To be done: Repeat exactly the lines running from the first line of the data to the line containing "import React from", both ends included, and nothing else; drop the pictures.

* start Collected data *

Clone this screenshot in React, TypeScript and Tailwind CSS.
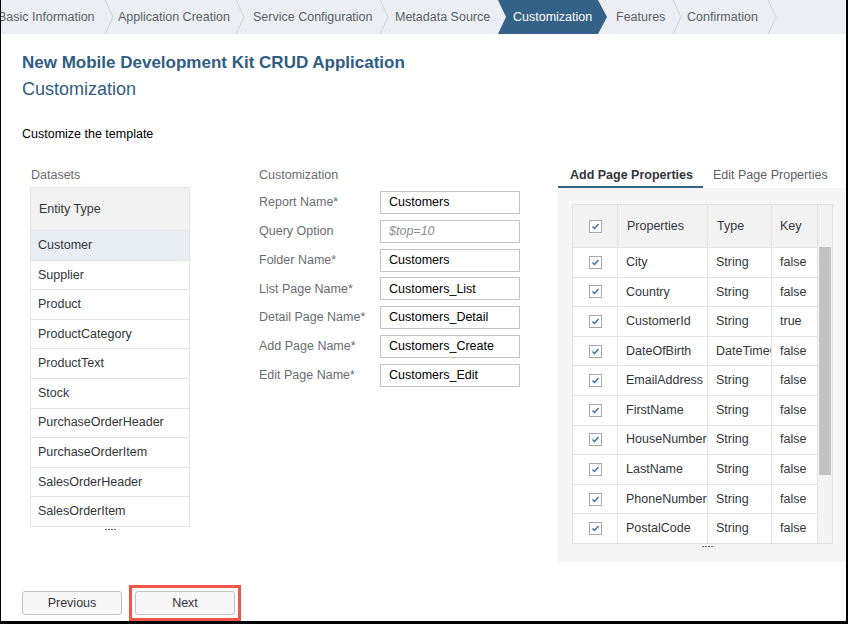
import React from "react";

const steps = [
  { label: "Basic Information", w: "w-[106px]", pl: "pl-0 -ml-[3px]" },
  { label: "Application Creation", w: "w-[121px]", pl: "pl-[4px]" },
  { label: "Service Configuration", w: "w-[134px]", pl: "pl-[8px]" },
  { label: "Metadata Source", w: "w-[109px]", pl: "pl-[6px]" },
];

const datasets = [
  "Customer",
  "Supplier",
  "Product",
  "ProductCategory",
  "ProductText",
  "Stock",
  "PurchaseOrderHeader",
  "PurchaseOrderItem",
  "SalesOrderHeader",
  "SalesOrderItem",
];

const fields = [
  { label: "Report Name*", value: "Customers" },
  { label: "Query Option", value: "$top=10", placeholder: true },
  { label: "Folder Name*", value: "Customers" },
  { label: "List Page Name*", value: "Customers_List" },
  { label: "Detail Page Name*", value: "Customers_Detail" },
  { label: "Add Page Name*", value: "Customers_Create" },
  { label: "Edit Page Name*", value: "Customers_Edit" },
];

const properties = [
  ["City", "String", "false"],
  ["Country", "String", "false"],
  ["CustomerId", "String", "true"],
  ["DateOfBirth", "DateTimeOffset", "false"],
  ["EmailAddress", "String", "false"],
  ["FirstName", "String", "false"],
  ["HouseNumber", "String", "false"],
  ["LastName", "String", "false"],
  ["PhoneNumber", "String", "false"],
  ["PostalCode", "String", "false"],
];

const Separator = () => (
  <svg width="10" height="34" viewBox="0 0 10 34" className="shrink-0">
    <polyline points="1,0 9,17 1,34" fill="none" stroke="#cdd2d8" strokeWidth="1" />
  </svg>
);

const Check = () => (
  <span className="flex h-[13px] w-[13px] items-center justify-center border border-[#a9a9a9] bg-white">
    <svg width="9" height="9" viewBox="0 0 9 9">
      <polyline points="1.5,4.5 3.5,6.5 7.5,2" fill="none" stroke="#2f6ea5" strokeWidth="1.3" />
    </svg>
  </span>
);

const MoreDots = () => (
  <div className="mx-auto mt-[2px] flex w-fit gap-[1px]">
    <span className="h-[1px] w-[2px] bg-[#666]" />
    <span className="h-[1px] w-[2px] bg-[#666]" />
    <span className="h-[1px] w-[2px] bg-[#666]" />
    <span className="h-[1px] w-[2px] bg-[#666]" />
  </div>
);

export default function App() {
  return (
    <div className="relative h-[624px] w-[848px] overflow-hidden border-b-[3px] border-l border-r-2 border-black bg-white font-['Liberation_Sans',Arial,sans-serif] text-[12.5px] text-[#32363a]">
      {/* wizard steps */}
      <div className="flex h-[34px] items-center bg-[#ebeff4] text-[#5b5f63]">
        {steps.map((s) => (
          <React.Fragment key={s.label}>
            <div className={`${s.w} ${s.pl} shrink-0 whitespace-nowrap pt-[1px]`}>{s.label}</div>
            {s.label !== "Metadata Source" && <Separator />}
          </React.Fragment>
        ))}
        <div className="flex h-[34px] w-[109px] shrink-0 items-center bg-[#346187] pl-[15px] pt-[1px] text-white [clip-path:polygon(0_0,calc(100%-9px)_0,100%_50%,calc(100%-9px)_100%,0_100%,8px_50%)]">
          Customization
        </div>
        <div className="w-[65px] shrink-0 pl-[9px] pt-[1px]">Features</div>
        <Separator />
        <div className="w-[85px] shrink-0 pl-[5px] pt-[1px]">Confirmation</div>
        <Separator />
      </div>

      <div className="pl-[21px] pt-[18px]">
        <h1 className="text-[17px] font-bold leading-[22px] text-[#305d82]">
          New Mobile Development Kit CRUD Application
        </h1>
        <h2 className="mt-[4px] text-[18px] leading-[22px] text-[#305d82]">Customization</h2>
        <p className="mt-[26px] text-[12.5px] leading-[16px] text-black">Customize the template</p>
      </div>

      <div className="mt-[25px] flex pl-[29px]">
        {/* datasets */}
        <div className="w-[160px] shrink-0">
          <div className="h-[20px] pl-[1px] leading-[16px] text-[#6a6d70]">Datasets</div>
          <div className="border border-[#e4e4e4]">
            <div className="flex h-[42px] items-center bg-[#f2f2f2] pl-[8px] text-[#32363a]">Entity Type</div>
            {datasets.map((d, i) => (
              <div
                key={d}
                className={`flex h-[29.6px] items-center border-t border-[#e4e4e4] pl-[7px] ${
                  i === 0 ? "bg-[#e8eef4]" : "bg-white"
                }`}
              >
                {d}
              </div>
            ))}
          </div>
          <MoreDots />
        </div>

        {/* customization form */}
        <div className="ml-[69px] w-[261px] shrink-0">
          <div className="h-[20px] leading-[16px] text-[#6a6d70]">Customization</div>
          <div className="mt-[4px] flex flex-col gap-[5.8px]">
            {fields.map((f) => (
              <div key={f.label} className="flex h-[23px] items-center">
                <div className="w-[121px] text-[#6a6d70]">{f.label}</div>
                <div
                  className={`flex h-[23px] w-[140px] items-center border border-[#c4c4c4] bg-white pl-[8px] ${
                    f.placeholder ? "italic text-[#8a8d90]" : "text-black"
                  }`}
                >
                  {f.value}
                </div>
              </div>
            ))}
          </div>
        </div>

        {/* page properties */}
        <div className="ml-[38px] flex-1">
          <div className="flex h-[21px] leading-[16px]">
            <div className="w-[145px] border-b-2 border-[#346187] pl-[12px] font-bold text-[#32363a]">
              Add Page Properties
            </div>
            <div className="pl-[10px] text-[#5b5f63]">Edit Page Properties</div>
          </div>
          <div className="h-[374px] bg-[#f5f5f5] pl-[14px] pt-[16px]">
            <div className="flex w-[261px] border border-[#e1e1e1] bg-white">
              <div className="w-[245px]">
                <div className="flex h-[42px] items-center bg-[#f2f2f2]">
                  <div className="flex h-full w-[45px] items-center justify-center border-r border-[#e1e1e1]">
                    <Check />
                  </div>
                  <div className="flex h-full w-[90px] items-center border-r border-[#e1e1e1] pl-[9px]">Properties</div>
                  <div className="flex h-full w-[64px] items-center border-r border-[#e1e1e1] pl-[9px]">Type</div>
                  <div className="flex h-full w-[46px] items-center border-r border-[#e1e1e1] pl-[8px]">Key</div>
                </div>
                {properties.map(([name, type, key]) => (
                  <div key={name} className="flex h-[29.6px] items-center border-t border-[#e4e4e4]">
                    <div className="flex h-full w-[45px] items-center justify-center border-r border-[#e4e4e4]">
                      <Check />
                    </div>
                    <div className="flex h-full w-[90px] items-center overflow-hidden whitespace-nowrap border-r border-[#e4e4e4] pl-[8px]">
                      {name}
                    </div>
                    <div className="flex h-full w-[64px] items-center overflow-hidden whitespace-nowrap border-r border-[#e4e4e4] pl-[8px]">
                      {type}
                    </div>
                    <div className="flex h-full w-[46px] items-center border-r border-[#e4e4e4] pl-[8px]">{key}</div>
                  </div>
                ))}
              </div>
              <div className="flex w-[15px] flex-col">
                <div className="h-[42px] bg-[#f2f2f2]" />
                <div className="flex-1 bg-[#f4f4f4] px-[1px]">
                  <div className="h-[228px] bg-[#c3c3c3]" />
                </div>
              </div>
            </div>
            <div className="w-[270px]">
              <MoreDots />
            </div>
          </div>
        </div>
      </div>

      {/* footer buttons */}
      <div className="mt-[23px] flex items-center pl-[21px]">
        <button className="h-[24px] w-[100px] rounded-[3px] border border-[#c2c2c2] bg-[#f7f7f7] text-[12.5px] text-[#32363a]">
          Previous
        </button>
        <div className="ml-[7px] border-[3px] border-[#ef5648] p-[3px]">
          <button className="block h-[24px] w-[100px] rounded-[3px] border border-[#c2c2c2] bg-[#f7f7f7] text-[12.5px] text-[#32363a]">
            Next
          </button>
        </div>
      </div>
    </div>
  );
}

* end Collected data *

Result for this task:
Clone this screenshot in React, TypeScript and Tailwind CSS.
import React from "react";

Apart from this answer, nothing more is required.